In the third pillar, the psychology of investing, this relationship between risk and return is again raised. Most investors follow conventional wisdom of the time, investing in specific stocks or asset classes that are currently the most successful and thus buying at high prices. Dr. Bernstein provides two strategies to counter this psychology. He advises readers first to identify the conventional wisdom of the time and do the exact opposite. He also advises readers that assets with the highest future returns tend to be the ones that are currently most unpopular. The investor that is able to go against the flow – to stick with unpopular asset classes and pay attention to his or her entire portfolio return – in the long-run will be the most successful.

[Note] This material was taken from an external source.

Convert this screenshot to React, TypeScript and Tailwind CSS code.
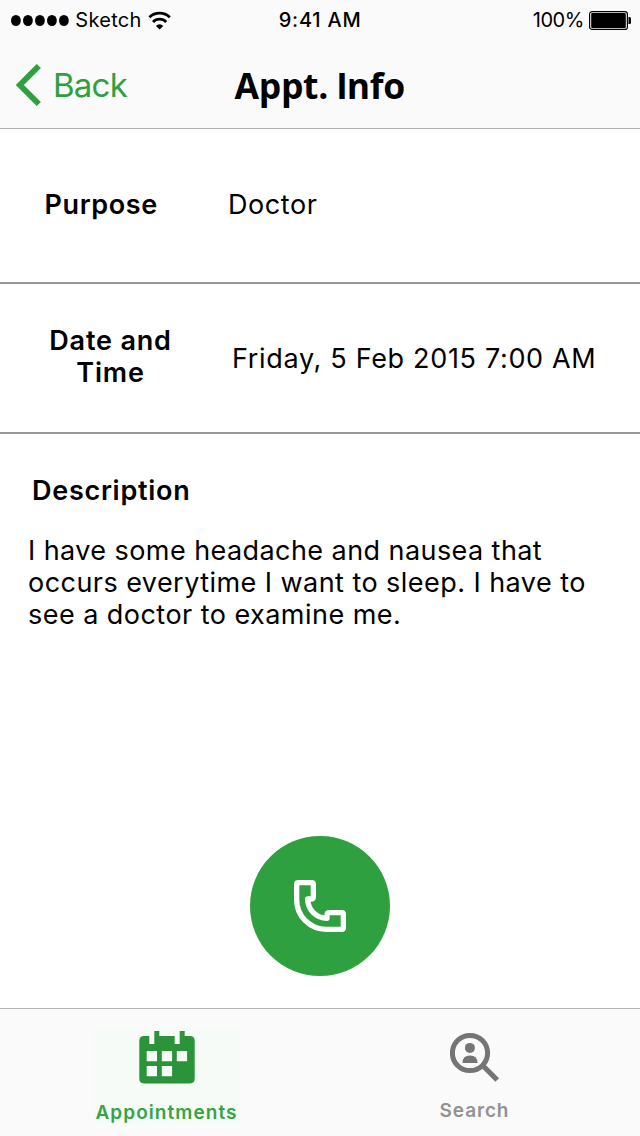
import React from 'react';

function StatusBar() {
  return (
    <div className="grid h-10 grid-cols-[1fr_84px_1fr] items-center text-[20px] leading-10">
      <div className="flex items-center pl-[11px]">
        <svg className="h-[11px] w-[58px]" viewBox="0 0 58 11" fill="#000">
          {[5, 17, 29, 41, 53].map((cx) => (
            <ellipse key={cx} cx={cx - 0.1} cy="5.5" rx="4.9" ry="5.5" />
          ))}
        </svg>
        <span className="ml-[6.3px] w-[73px] tracking-[0.28px]">Sketch</span>
        <svg className="h-[19px] w-[24px]" viewBox="0 0 24 19" fill="none" stroke="#000" strokeWidth="2.8">
          <path d="M1.4 6.2A14.8 14.8 0 0 1 21.8 6.2" />
          <path d="M5 10.9A9.3 9.3 0 0 1 18.2 10.9" />
          <path d="M11.6 18.6L7.9 14.9A5.2 5.2 0 0 1 15.3 14.9Z" fill="#000" stroke="none" />
        </svg>
      </div>
      <span className="whitespace-nowrap pl-[0.7px] font-medium tracking-[0.78px]">9:41 AM</span>
      <div className="flex items-center justify-end pr-[9px]">
        <span className="w-[56.3px] tracking-[-0.45px]">100%</span>
        <svg className="h-[20px] w-[42px]" viewBox="0 0 42 20">
          <rect x="0.6" y="1.6" width="37.8" height="17.8" rx="2.5" fill="none" stroke="#000" strokeWidth="1.2" />
          <rect x="2.2" y="3" width="34.6" height="15" rx="1" fill="#000" />
          <path d="M39.5 7H40.5Q42 7 42 8.5V12.5Q42 14 40.5 14H39.5Z" fill="#000" />
        </svg>
      </div>
    </div>
  );
}

function NavBar() {
  return (
    <div className="grid h-[88px] grid-cols-[1fr_172px_1fr] items-center pt-[2px]">
      <button className="flex items-center pl-[16px] text-[#2fa03f]">
        <svg className="h-[42px] w-[26px]" viewBox="0 0 26 42" fill="none" stroke="currentColor" strokeWidth="5.8">
          <path d="M22.8 2L3.8 21L22.8 40" />
        </svg>
        <span className="ml-[10.9px] text-[33px] leading-10 tracking-[-0.7px]">Back</span>
      </button>
      <h1 className="whitespace-nowrap pl-[0.5px] pt-[2px] font-['Open_Sans',sans-serif] text-[35.5px] font-bold leading-10 tracking-[-0.28px]">
        Appt. <span className="font-['Inter',sans-serif]">I</span>nfo
      </h1>
    </div>
  );
}

function CalendarIcon() {
  return (
    <svg className="h-[53px] w-[56px] shrink-0" viewBox="0 0 56 53">
      <path
        fill="#2b9339"
        d="M15.3 0H20.3V5H35.7V13H40.7V0H45.7V5H51Q55.7 5 55.7 9.7V47.6Q55.7 52.5 51 52.5H5Q0.3 52.5 0.3 47.6V9.7Q0.3 5 5 5H10.3V13H15.3Z"
      />
      <path
        fill="#f5fbf7"
        d="M7.7 20h10.3v10.3H7.7ZM22.8 20h10.3v10.3H22.8ZM37.8 20h10.3v10.3H37.8ZM7.7 35h10.3v10.3H7.7ZM22.8 35h10.3v10.3H22.8Z"
      />
    </svg>
  );
}

function PersonSearchIcon() {
  return (
    <svg className="h-[50px] w-[50px] shrink-0" viewBox="0 0 50 50">
      <circle cx="20" cy="21" r="17.6" fill="none" stroke="#757575" strokeWidth="5" />
      <path d="M32.2 33L47.2 48" stroke="#757575" strokeWidth="5.2" />
      <circle cx="19.9" cy="15.9" r="5" fill="#757575" />
      <path d="M12.5 31Q12.5 23.6 20 23.6Q27.5 23.6 27.5 31Z" fill="#757575" />
    </svg>
  );
}

export default function App() {
  return (
    <div className="flex h-[1136px] w-[640px] flex-col bg-white font-['Inter',sans-serif] text-black">
      <header className="h-[129px] shrink-0 border-b border-[#b2b2b2] bg-[#fafafa]">
        <StatusBar />
        <NavBar />
      </header>

      <main className="flex flex-1 flex-col text-[27px] leading-8">
        <section className="flex h-[155px] items-center border-b-2 border-[#979797] pb-px">
          <span className="w-[228px] pl-[44.5px] font-semibold tracking-[0.6px]">Purpose</span>
          <span className="tracking-[0.57px]">Doctor</span>
        </section>
        <section className="flex h-[150px] items-center border-b-2 border-[#979797] pt-[2px]">
          <span className="w-[232px] pl-[40px] pr-[51px] pb-[4px] text-center font-semibold tracking-[0.82px]">
            Date and
            <br />
            Time
          </span>
          <span className="whitespace-nowrap tracking-[0.67px]">Friday, 5 Feb 2015 7:00 AM</span>
        </section>
        <section className="pl-[28px] pt-[41px]">
          <h2 className="pl-[4px] font-semibold tracking-[0.72px]">Description</h2>
          <p className="mt-[28px] whitespace-nowrap">
            <span className="block tracking-[0.43px]">I have some headache and nausea that</span>
            <span className="block tracking-[0.45px]">occurs everytime I want to sleep. I have to</span>
            <span className="block tracking-[0.46px]">see a doctor to examine me.</span>
          </p>
        </section>
        <button
          aria-label="Call"
          className="mb-[32px] mt-auto flex size-[140px] items-center justify-center self-center rounded-full bg-[#2fa03f]"
        >
          <svg className="size-[52px]" viewBox="0 0 156 156" fill="none" stroke="#fff" strokeWidth="16" strokeLinejoin="round">
            <path d="M13 8H53Q58 8 58 13V50Q58 57 50 57H41C41 89 67 115 99 115V106Q99 98 106 98H143Q148 98 148 103V143Q148 148 143 148H96C48 148 8 108 8 60V13Q8 8 13 8Z" />
          </svg>
        </button>
      </main>

      <nav className="flex h-[128px] shrink-0 justify-between border-t border-[#b2b2b2] bg-[#fafafa] pl-[93px] pr-[130px] text-[19px] font-semibold">
        <div className="mt-[19px] flex h-[96px] w-[147px] flex-col items-center bg-[#f6fbf7] pt-[3px] text-[#34a445]">
          <CalendarIcon />
          <span className="mt-[17px] leading-6 tracking-[1.07px]">Appointments</span>
        </div>
        <div className="mt-[19px] flex h-[96px] w-[71px] flex-col items-center pt-[4px] text-[#929292]">
          <PersonSearchIcon />
          <span className="mt-[17px] leading-6 tracking-[0.88px]">Search</span>
        </div>
      </nav>
    </div>
  );
}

Finally, the fourth pillar concerns the business of investing, which details how brokers, analysts, and the media work together to make money at the expense of often ignorant investors by peddling bad or biased information. Instead of paying exorbitant fees to brokerage firms or financial advisors, which steer investors to underperforming managed funds, investors can buy low-expense index funds through companies like Vanguard and thus tap "into the most powerful intelligence in the world of finance" – the market itself, which is, according to Dr. Bernstein, the best advisor available.

Dr. Bernstein concludes his book by applying lessons learned from these four pillars and giving readers practical advice for how to construct their own portfolios. Although this section fell short of answering all my questions, the book as a whole serves as an essential investing guide in providing investors with a basic framework to use in evaluating the myriad of investing choices available. As even Dr. Bernstein concedes, "Four Pillars of Investing" is not an all-encompassing book on investing. It is not the only book you will need to read, and it is probably not the first investing book you should read, but it is nonetheless a book every investor should read.